--- DATA FOR THIS TASK ---
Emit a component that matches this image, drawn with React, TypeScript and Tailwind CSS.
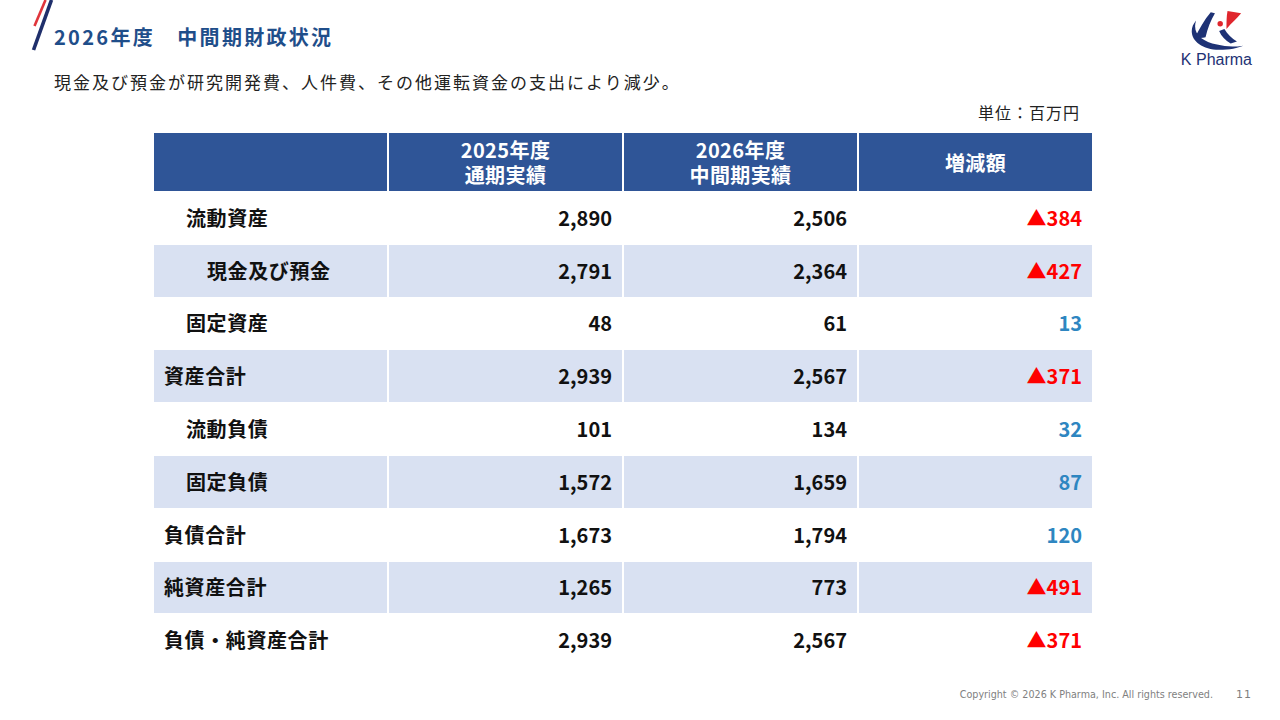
import React from "react";

type Row = {
  label: string;
  indent: string;
  a: string;
  b: string;
  d: string;
  neg: boolean;
  stripe: boolean;
};

const rows: Row[] = [
  { label: "流動資産", indent: "pl-[32px]", a: "2,890", b: "2,506", d: "▲384", neg: true, stripe: false },
  { label: "現金及び預金", indent: "pl-[53px]", a: "2,791", b: "2,364", d: "▲427", neg: true, stripe: true },
  { label: "固定資産", indent: "pl-[32px]", a: "48", b: "61", d: "13", neg: false, stripe: false },
  { label: "資産合計", indent: "pl-[10px]", a: "2,939", b: "2,567", d: "▲371", neg: true, stripe: true },
  { label: "流動負債", indent: "pl-[32px]", a: "101", b: "134", d: "32", neg: false, stripe: false },
  { label: "固定負債", indent: "pl-[32px]", a: "1,572", b: "1,659", d: "87", neg: false, stripe: true },
  { label: "負債合計", indent: "pl-[10px]", a: "1,673", b: "1,794", d: "120", neg: false, stripe: false },
  { label: "純資産合計", indent: "pl-[10px]", a: "1,265", b: "773", d: "▲491", neg: true, stripe: true },
  { label: "負債・純資産合計", indent: "pl-[10px]", a: "2,939", b: "2,567", d: "▲371", neg: true, stripe: false },
];

const jp = "font-['Noto_Sans_CJK_JP',sans-serif]";

function Logo() {
  return (
    <div className="flex flex-col items-center">
      <svg width="56" height="44" viewBox="0 0 52 42">
        <path d="M7,11 C-4,24 8,39 29,39 C39,39 47,37 52,35 C43,36.5 35,36 27,34 C12,31 3,23 7,11 Z" fill="#1E3275" />
        <path d="M21,3 L25,4 C21,11 18,18 16,27 C13,28 9,28 6,27 C10,19 15,10 21,3 Z" fill="#1E3275" />
        <circle cx="30" cy="14" r="2.6" fill="#E0262D" />
        <path d="M37,2 L50,4 C46,9 41,13 36,19 C36,13 36,7 37,2 Z" fill="#E0262D" />
        <path d="M29,21 L34,19 C37,24 41,28 46,31 L40,33 C35,30 31,26 29,21 Z" fill="#1E3275" />
      </svg>
      <div className="font-['Liberation_Sans',sans-serif] text-[16px] leading-[18px] text-[#1E3275] -mt-[2px]">K Pharma</div>
    </div>
  );
}

export default function App() {
  return (
    <div className={`relative w-[1280px] h-[720px] bg-white overflow-hidden ${jp}`}>
      <svg className="absolute left-0 top-0" width="60" height="55" viewBox="0 0 60 55">
        <line x1="45.5" y1="0" x2="34.5" y2="26" stroke="#E0353B" strokeWidth="2.6" />
        <line x1="51.5" y1="0" x2="33.5" y2="50" stroke="#1F2F6B" strokeWidth="3.6" />
      </svg>

      <div className="flex justify-between items-start h-[70px]">
        <div className="pl-[54px] pt-[23px] text-[20px] leading-[28px] font-bold tracking-[2.3px] text-[#1F4E8A] whitespace-pre">
          2026年度　中間期財政状況
        </div>
        <div className="pt-[9px] pr-[28px]">
          <Logo />
        </div>
      </div>

      <div className="pl-[54px] text-[17px] leading-[24px] tracking-[2px] text-[#222]">
        現金及び預金が研究開発費、人件費、その他運転資金の支出により減少。
      </div>

      <div className="w-[938px] ml-[154px] flex flex-col">
        <div className="flex justify-end pr-[12px] pt-[7px] text-[16px] leading-[22px] tracking-[1px] text-[#222] h-[27px]">
          単位：百万円
        </div>

        <div className="grid grid-cols-4 gap-x-[2px] h-[58px] mt-[12px]">
          <div className="bg-[#2F5597]" />
          <div className="bg-[#2F5597] flex flex-col items-center justify-center text-white font-bold text-[20px] leading-[25px] tracking-[0.4px]">
            <div className="h-[25px] leading-[25px]">2025年度</div>
            <div className="h-[25px] leading-[25px]">通期実績</div>
          </div>
          <div className="bg-[#2F5597] flex flex-col items-center justify-center text-white font-bold text-[20px] leading-[25px] tracking-[0.4px]">
            <div className="h-[25px] leading-[25px]">2026年度</div>
            <div className="h-[25px] leading-[25px]">中間期実績</div>
          </div>
          <div className="bg-[#2F5597] flex items-center justify-center text-white font-bold text-[20px] leading-[25px] tracking-[0.4px]">
            増減額
          </div>
        </div>

        {rows.map((r, i) => {
          const bg = r.stripe ? "bg-[#D9E1F2]" : "bg-white";
          return (
            <div key={i} className="grid grid-cols-4 gap-x-[2px] h-[52.8px] border-t border-white">
              <div className={`${bg} ${r.indent} flex items-center text-[20px] font-bold tracking-[0.6px] text-[#111]`}>
                {r.label}
              </div>
              <div className={`${bg} pr-[10px] flex items-center justify-end text-[20px] font-bold text-[#111]`}>
                {r.a}
              </div>
              <div className={`${bg} pr-[10px] flex items-center justify-end text-[20px] font-bold text-[#111]`}>
                {r.b}
              </div>
              <div
                className={`${bg} pr-[10px] flex items-center justify-end text-[20px] font-bold ${
                  r.neg ? "text-[#FF0000]" : "text-[#2E86C1]"
                }`}
              >
                {r.d}
              </div>
            </div>
          );
        })}
      </div>

      <div className="absolute left-0 right-0 bottom-[17px] flex justify-end items-center pr-[28px] font-['DejaVu_Sans',sans-serif] text-[9.6px] text-[#7F7F7F]">
        <span>Copyright © 2026 K Pharma, Inc. All rights reserved.</span>
        <span className="ml-[23px] text-[11px] tracking-[1px]">11</span>
      </div>
    </div>
  );
}
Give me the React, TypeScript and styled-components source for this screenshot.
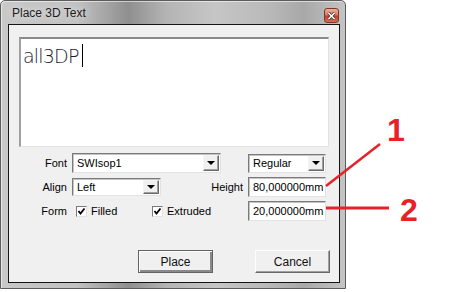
import React from "react";
import styled, { createGlobalStyle } from "styled-components";

const GlobalStyle = createGlobalStyle`
  html, body {
    margin: 0;
    padding: 0;
    background: #ffffff;
  }
  body {
    font-family: "Liberation Sans", Arial, sans-serif;
    font-size: 11px;
    color: #000;
  }
`;

const Stage = styled.div`
  position: relative;
  width: 456px;
  height: 292px;
  overflow: hidden;
`;

const Window = styled.div`
  width: 346px;
  height: 289px;
  box-sizing: border-box;
  border: 1px solid #5c5c5c;
  border-radius: 5px 5px 0 0;
  padding: 0 5px 5px 7px;
  display: flex;
  flex-direction: column;
  background: linear-gradient(
    90deg,
    #c8c8c8 0%,
    #c2c2c2 22%,
    #8f8f8f 37%,
    #b4b4b4 48%,
    #c6c6c6 62%,
    #b9b9b9 78%,
    #a8a8a8 88%,
    #c4c4c4 100%
  );
  box-shadow: inset 1px 1px 0 rgba(255, 255, 255, 0.55);
`;

const TitleBar = styled.div`
  height: 23px;
  display: flex;
  align-items: center;
  justify-content: space-between;
  padding-left: 4px;
`;

const Title = styled.span`
  font-family: "Liberation Sans", Arial, sans-serif;
  font-size: 12px;
  color: #1c1c1c;
  text-shadow: 0 0 6px rgba(255, 255, 255, 0.8);
`;

const CloseButton = styled.div`
  width: 15px;
  height: 15px;
  margin-right: 1px;
  margin-top: 6px;
  box-sizing: border-box;
  border: 1px solid #7a3a2a;
  border-radius: 3px;
  background: linear-gradient(180deg, #eab3a0 0%, #d97a60 45%, #c0412a 55%, #d4705a 100%);
  display: flex;
  align-items: center;
  justify-content: center;
`;

const Client = styled.div`
  flex: 1;
  box-sizing: border-box;
  border: 1px solid #141414;
  background: #f0f0f0;
  padding: 12px 0 0 10px;
  display: flex;
  flex-direction: column;
`;

const TextArea = styled.div`
  width: 310px;
  height: 110px;
  box-sizing: border-box;
  background: #ffffff;
  border-style: solid;
  border-width: 2px 1px 1px 2px;
  border-color: #8a8a8a #e3e3e3 #e3e3e3 #a0a0a0;
  padding: 5px 0 0 2px;
  display: flex;
  align-items: flex-start;
`;

const BigText = styled.span`
  font-family: "DejaVu Sans", sans-serif;
  font-weight: 200;
  font-size: 19px;
  letter-spacing: -0.8px;
  color: #1a1a2a;
  line-height: 24px;
`;

const Caret = styled.span`
  display: inline-block;
  width: 1px;
  height: 23px;
  margin-left: 3px;
  background: #000;
`;

const Form = styled.div`
  margin-top: 6px;
  display: grid;
  grid-template-columns: 48px 171px 78px;
  grid-auto-rows: 20px;
  column-gap: 5px;
  row-gap: 4px;
`;

const Label = styled.span`
  display: flex;
  align-items: center;
  justify-content: flex-end;
  font-size: 11px;
`;

const Cell = styled.div<{ $spread?: boolean }>`
  display: flex;
  align-items: center;
  justify-content: ${(p) => (p.$spread ? "space-between" : "flex-start")};
`;

const Sunken = styled.div<{ $w: number; $h: number }>`
  width: ${(p) => p.$w}px;
  height: ${(p) => p.$h}px;
  box-sizing: border-box;
  background: #ffffff;
  border-style: solid;
  border-width: 1px;
  border-color: #7a7a7a #e3e3e3 #e3e3e3 #7a7a7a;
  box-shadow: inset 1px 1px 0 #c4c4c4;
  display: flex;
  align-items: center;
  padding-left: 4px;
  font-size: 11px;
  position: relative;
`;

const ComboText = styled.span`
  flex: 1;
`;

const DropButton = styled.div`
  width: 16px;
  height: calc(100% - 2px);
  margin-right: 1px;
  box-sizing: border-box;
  background: #f0f0f0;
  border-style: solid;
  border-width: 1px;
  border-color: #f4f4f4 #6a6a6a #6a6a6a #f4f4f4;
  box-shadow: inset -1px -1px 0 #a0a0a0;
  display: flex;
  align-items: center;
  justify-content: center;
`;

const Arrow = styled.span`
  width: 0;
  height: 0;
  border-left: 4px solid transparent;
  border-right: 4px solid transparent;
  border-top: 4px solid #000;
`;

const Check = styled.span`
  width: 11px;
  height: 11px;
  box-sizing: border-box;
  background: #fff;
  border-style: solid;
  border-width: 1px;
  border-color: #7a7a7a #e3e3e3 #e3e3e3 #7a7a7a;
  display: inline-flex;
  align-items: center;
  justify-content: center;
`;

const CheckItem = styled.label<{ $w: number; $indent?: number }>`
  display: inline-flex;
  align-items: center;
  gap: 4px;
  width: ${(p) => p.$w}px;
  margin-left: ${(p) => p.$indent ?? 0}px;
  font-size: 11px;
`;

const ButtonRow = styled.div`
  margin-top: 29px;
  display: flex;
  justify-content: flex-end;
  gap: 42px;
  padding-right: 9px;
`;

const PushButton = styled.div<{ $default?: boolean }>`
  width: 75px;
  height: 23px;
  box-sizing: border-box;
  background: #f0f0f0;
  border-style: solid;
  border-width: 1px;
  border-color: ${(p) => (p.$default ? "#646464" : "#fdfdfd #696969 #696969 #fdfdfd")};
  box-shadow: ${(p) =>
    p.$default
      ? "inset 1px 1px 0 #fdfdfd, inset -2px -2px 0 #8a8a8a"
      : "inset -1px -1px 0 #a0a0a0"};
  display: flex;
  align-items: center;
  justify-content: center;
  font-size: 12px;
  color: #111;
`;

const Number = styled.span<{ $x: number; $y: number }>`
  position: absolute;
  left: ${(p) => p.$x}px;
  top: ${(p) => p.$y}px;
  font-family: "Liberation Sans", Arial, sans-serif;
  font-weight: bold;
  font-size: 32px;
  line-height: 32px;
  color: #e5222a;
`;

const Leaders = styled.svg`
  position: absolute;
  left: 0;
  top: 0;
  pointer-events: none;
`;

const Combo = ({ w, h, text }: { w: number; h: number; text: string }) => (
  <Sunken $w={w} $h={h}>
    <ComboText>{text}</ComboText>
    <DropButton>
      <Arrow />
    </DropButton>
  </Sunken>
);

const Tick = () => (
  <svg width="9" height="9" viewBox="0 0 9 9">
    <path d="M1.5 4 L3.5 6.5 L7.5 1.5" fill="none" stroke="#000" strokeWidth="1.8" />
  </svg>
);

const App = () => {
  return (
    <Stage>
      <GlobalStyle />
      <Window>
        <TitleBar>
          <Title>Place 3D Text</Title>
          <CloseButton>
            <svg width="9" height="8" viewBox="0 0 9 8">
              <path d="M1.5 1 L7.5 7 M7.5 1 L1.5 7" stroke="#3a2a2a" strokeWidth="3" />
              <path d="M1.5 1 L7.5 7 M7.5 1 L1.5 7" stroke="#fff" strokeWidth="1.6" />
            </svg>
          </CloseButton>
        </TitleBar>
        <Client>
          <TextArea>
            <BigText>all3DP</BigText>
            <Caret />
          </TextArea>
          <Form>
            <Label>Font</Label>
            <Cell>
              <Combo w={149} h={20} text="SWIsop1" />
            </Cell>
            <Cell>
              <Combo w={78} h={19} text="Regular" />
            </Cell>

            <Label>Align</Label>
            <Cell $spread>
              <Combo w={89} h={18} text="Left" />
              <Label>Height</Label>
            </Cell>
            <Cell>
              <Sunken $w={79} $h={20}>80,000000mm</Sunken>
            </Cell>

            <Label>Form</Label>
            <Cell>
              <CheckItem $w={76} $indent={4}>
                <Check>
                  <Tick />
                </Check>
                Filled
              </CheckItem>
              <CheckItem $w={80}>
                <Check>
                  <Tick />
                </Check>
                Extruded
              </CheckItem>
            </Cell>
            <Cell>
              <Sunken $w={79} $h={20}>20,000000mm</Sunken>
            </Cell>
          </Form>
          <ButtonRow>
            <PushButton $default>Place</PushButton>
            <PushButton>Cancel</PushButton>
          </ButtonRow>
        </Client>
      </Window>
      <Leaders width="456" height="292">
        <line x1="326" y1="186" x2="380" y2="144" stroke="#e5222a" strokeWidth="2.5" />
        <line x1="326" y1="208" x2="389" y2="208" stroke="#e5222a" strokeWidth="3" />
      </Leaders>
      <Number $x={387} $y={114}>1</Number>
      <Number $x={400} $y={194}>2</Number>
    </Stage>
  );
};

export default App;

--- PROBLEM DETAILS ---
Search the lines for "components". Copy each line that has it.

--- OUTPUT OF THE TASK ---
Give me the React, TypeScript and styled-components source for this screenshot.
import styled, { createGlobalStyle } from "styled-components";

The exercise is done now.